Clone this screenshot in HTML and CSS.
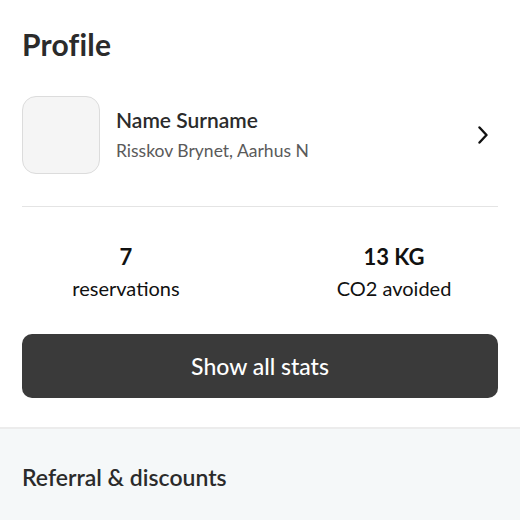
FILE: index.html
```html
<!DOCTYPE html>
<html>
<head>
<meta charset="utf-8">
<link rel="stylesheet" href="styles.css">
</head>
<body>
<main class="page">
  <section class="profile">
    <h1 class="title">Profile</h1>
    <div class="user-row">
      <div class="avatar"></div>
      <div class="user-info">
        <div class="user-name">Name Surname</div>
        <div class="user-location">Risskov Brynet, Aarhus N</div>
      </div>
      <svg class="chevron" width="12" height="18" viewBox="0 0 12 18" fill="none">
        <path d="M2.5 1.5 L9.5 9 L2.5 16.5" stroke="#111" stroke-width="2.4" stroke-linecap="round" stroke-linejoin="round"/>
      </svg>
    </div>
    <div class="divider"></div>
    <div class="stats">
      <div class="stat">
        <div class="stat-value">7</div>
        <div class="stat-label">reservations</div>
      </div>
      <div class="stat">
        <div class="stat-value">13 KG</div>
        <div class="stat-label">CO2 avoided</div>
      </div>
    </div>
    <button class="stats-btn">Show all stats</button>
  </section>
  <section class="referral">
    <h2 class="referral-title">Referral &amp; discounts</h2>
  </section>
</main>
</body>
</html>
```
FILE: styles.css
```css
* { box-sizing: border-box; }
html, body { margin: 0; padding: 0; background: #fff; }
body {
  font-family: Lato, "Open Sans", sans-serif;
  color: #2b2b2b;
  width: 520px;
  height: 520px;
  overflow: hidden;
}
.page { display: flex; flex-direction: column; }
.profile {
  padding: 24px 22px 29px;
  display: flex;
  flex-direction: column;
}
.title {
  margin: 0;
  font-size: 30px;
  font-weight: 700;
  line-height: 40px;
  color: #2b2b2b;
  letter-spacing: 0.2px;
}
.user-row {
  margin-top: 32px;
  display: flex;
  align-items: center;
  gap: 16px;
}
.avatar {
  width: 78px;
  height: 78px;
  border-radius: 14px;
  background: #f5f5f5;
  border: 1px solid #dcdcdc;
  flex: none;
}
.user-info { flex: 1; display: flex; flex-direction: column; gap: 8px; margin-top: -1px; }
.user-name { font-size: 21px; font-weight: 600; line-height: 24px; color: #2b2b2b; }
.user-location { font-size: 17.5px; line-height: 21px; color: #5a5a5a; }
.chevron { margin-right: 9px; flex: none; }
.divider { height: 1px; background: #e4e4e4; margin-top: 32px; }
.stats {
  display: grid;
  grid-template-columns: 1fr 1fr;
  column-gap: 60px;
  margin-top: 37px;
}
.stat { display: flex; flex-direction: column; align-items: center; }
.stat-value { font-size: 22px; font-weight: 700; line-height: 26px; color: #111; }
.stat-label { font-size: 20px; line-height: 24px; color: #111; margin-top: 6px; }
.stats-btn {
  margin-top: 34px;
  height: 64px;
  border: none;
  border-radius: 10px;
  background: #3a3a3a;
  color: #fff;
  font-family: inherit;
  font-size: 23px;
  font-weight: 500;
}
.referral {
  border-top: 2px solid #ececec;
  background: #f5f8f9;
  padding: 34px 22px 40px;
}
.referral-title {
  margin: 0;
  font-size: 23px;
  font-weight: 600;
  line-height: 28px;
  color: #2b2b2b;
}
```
================================
The listing above needs to be output again exactly. Don't include the pictures.

» WRITTEN SOLUTION
Clone this screenshot in HTML and CSS.
FILE: index.html
```html
<!DOCTYPE html>
<html>
<head>
<meta charset="utf-8">
<link rel="stylesheet" href="styles.css">
</head>
<body>
<main class="page">
  <section class="profile">
    <h1 class="title">Profile</h1>
    <div class="user-row">
      <div class="avatar"></div>
      <div class="user-info">
        <div class="user-name">Name Surname</div>
        <div class="user-location">Risskov Brynet, Aarhus N</div>
      </div>
      <svg class="chevron" width="12" height="18" viewBox="0 0 12 18" fill="none">
        <path d="M2.5 1.5 L9.5 9 L2.5 16.5" stroke="#111" stroke-width="2.4" stroke-linecap="round" stroke-linejoin="round"/>
      </svg>
    </div>
    <div class="divider"></div>
    <div class="stats">
      <div class="stat">
        <div class="stat-value">7</div>
        <div class="stat-label">reservations</div>
      </div>
      <div class="stat">
        <div class="stat-value">13 KG</div>
        <div class="stat-label">CO2 avoided</div>
      </div>
    </div>
    <button class="stats-btn">Show all stats</button>
  </section>
  <section class="referral">
    <h2 class="referral-title">Referral &amp; discounts</h2>
  </section>
</main>
</body>
</html>
```
FILE: styles.css
```css
* { box-sizing: border-box; }
html, body { margin: 0; padding: 0; background: #fff; }
body {
  font-family: Lato, "Open Sans", sans-serif;
  color: #2b2b2b;
  width: 520px;
  height: 520px;
  overflow: hidden;
}
.page { display: flex; flex-direction: column; }
.profile {
  padding: 24px 22px 29px;
  display: flex;
  flex-direction: column;
}
.title {
  margin: 0;
  font-size: 30px;
  font-weight: 700;
  line-height: 40px;
  color: #2b2b2b;
  letter-spacing: 0.2px;
}
.user-row {
  margin-top: 32px;
  display: flex;
  align-items: center;
  gap: 16px;
}
.avatar {
  width: 78px;
  height: 78px;
  border-radius: 14px;
  background: #f5f5f5;
  border: 1px solid #dcdcdc;
  flex: none;
}
.user-info { flex: 1; display: flex; flex-direction: column; gap: 8px; margin-top: -1px; }
.user-name { font-size: 21px; font-weight: 600; line-height: 24px; color: #2b2b2b; }
.user-location { font-size: 17.5px; line-height: 21px; color: #5a5a5a; }
.chevron { margin-right: 9px; flex: none; }
.divider { height: 1px; background: #e4e4e4; margin-top: 32px; }
.stats {
  display: grid;
  grid-template-columns: 1fr 1fr;
  column-gap: 60px;
  margin-top: 37px;
}
.stat { display: flex; flex-direction: column; align-items: center; }
.stat-value { font-size: 22px; font-weight: 700; line-height: 26px; color: #111; }
.stat-label { font-size: 20px; line-height: 24px; color: #111; margin-top: 6px; }
.stats-btn {
  margin-top: 34px;
  height: 64px;
  border: none;
  border-radius: 10px;
  background: #3a3a3a;
  color: #fff;
  font-family: inherit;
  font-size: 23px;
  font-weight: 500;
}
.referral {
  border-top: 2px solid #ececec;
  background: #f5f8f9;
  padding: 34px 22px 40px;
}
.referral-title {
  margin: 0;
  font-size: 23px;
  font-weight: 600;
  line-height: 28px;
  color: #2b2b2b;
}
```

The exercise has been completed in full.